* Start *
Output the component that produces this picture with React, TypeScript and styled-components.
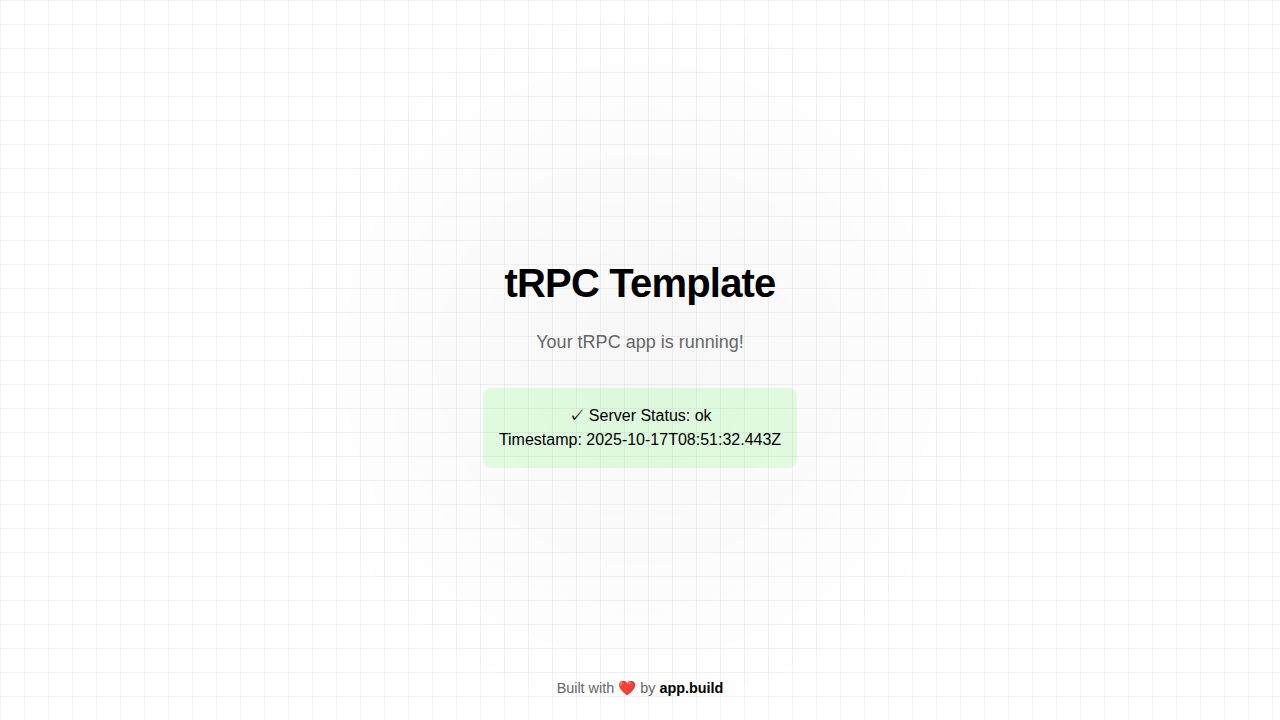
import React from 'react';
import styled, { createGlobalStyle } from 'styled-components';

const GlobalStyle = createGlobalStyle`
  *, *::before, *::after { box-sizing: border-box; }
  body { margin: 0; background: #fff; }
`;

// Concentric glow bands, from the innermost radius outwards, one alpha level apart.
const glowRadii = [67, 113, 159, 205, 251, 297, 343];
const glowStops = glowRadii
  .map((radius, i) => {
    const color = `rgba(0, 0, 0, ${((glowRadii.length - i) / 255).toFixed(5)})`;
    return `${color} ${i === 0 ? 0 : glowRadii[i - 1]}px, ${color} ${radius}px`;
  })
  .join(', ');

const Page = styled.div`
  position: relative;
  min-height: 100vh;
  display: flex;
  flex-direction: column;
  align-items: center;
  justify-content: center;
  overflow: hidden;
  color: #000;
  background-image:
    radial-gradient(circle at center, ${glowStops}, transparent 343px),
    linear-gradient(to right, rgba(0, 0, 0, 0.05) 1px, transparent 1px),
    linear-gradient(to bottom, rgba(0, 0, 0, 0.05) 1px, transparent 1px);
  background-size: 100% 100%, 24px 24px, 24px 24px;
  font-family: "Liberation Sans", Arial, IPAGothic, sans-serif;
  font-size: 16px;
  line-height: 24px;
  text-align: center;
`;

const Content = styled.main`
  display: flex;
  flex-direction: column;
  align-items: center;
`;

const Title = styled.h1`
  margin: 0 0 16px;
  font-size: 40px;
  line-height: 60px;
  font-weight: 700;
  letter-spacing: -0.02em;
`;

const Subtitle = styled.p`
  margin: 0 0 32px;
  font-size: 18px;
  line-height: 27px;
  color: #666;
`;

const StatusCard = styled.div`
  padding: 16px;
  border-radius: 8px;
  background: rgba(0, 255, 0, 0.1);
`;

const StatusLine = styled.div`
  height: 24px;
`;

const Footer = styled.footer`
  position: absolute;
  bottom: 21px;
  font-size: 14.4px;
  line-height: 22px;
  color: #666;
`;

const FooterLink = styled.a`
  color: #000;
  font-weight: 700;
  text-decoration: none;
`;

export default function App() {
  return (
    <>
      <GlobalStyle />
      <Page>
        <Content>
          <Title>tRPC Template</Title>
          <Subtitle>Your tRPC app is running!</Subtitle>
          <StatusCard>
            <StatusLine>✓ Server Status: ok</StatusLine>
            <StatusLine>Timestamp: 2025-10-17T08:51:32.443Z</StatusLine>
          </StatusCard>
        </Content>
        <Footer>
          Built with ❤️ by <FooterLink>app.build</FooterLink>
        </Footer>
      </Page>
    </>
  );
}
* End *
> _EXERCISE INSTRUCTIONS_
Which lines contain "styled"? Copy each of them out.

> _SOLUTION_
Output the component that produces this picture with React, TypeScript and styled-components.
import styled, { createGlobalStyle } from 'styled-components';
const Page = styled.div`
const Content = styled.main`
const Title = styled.h1`
const Subtitle = styled.p`
const StatusCard = styled.div`
const StatusLine = styled.div`
const Footer = styled.footer`
const FooterLink = styled.a`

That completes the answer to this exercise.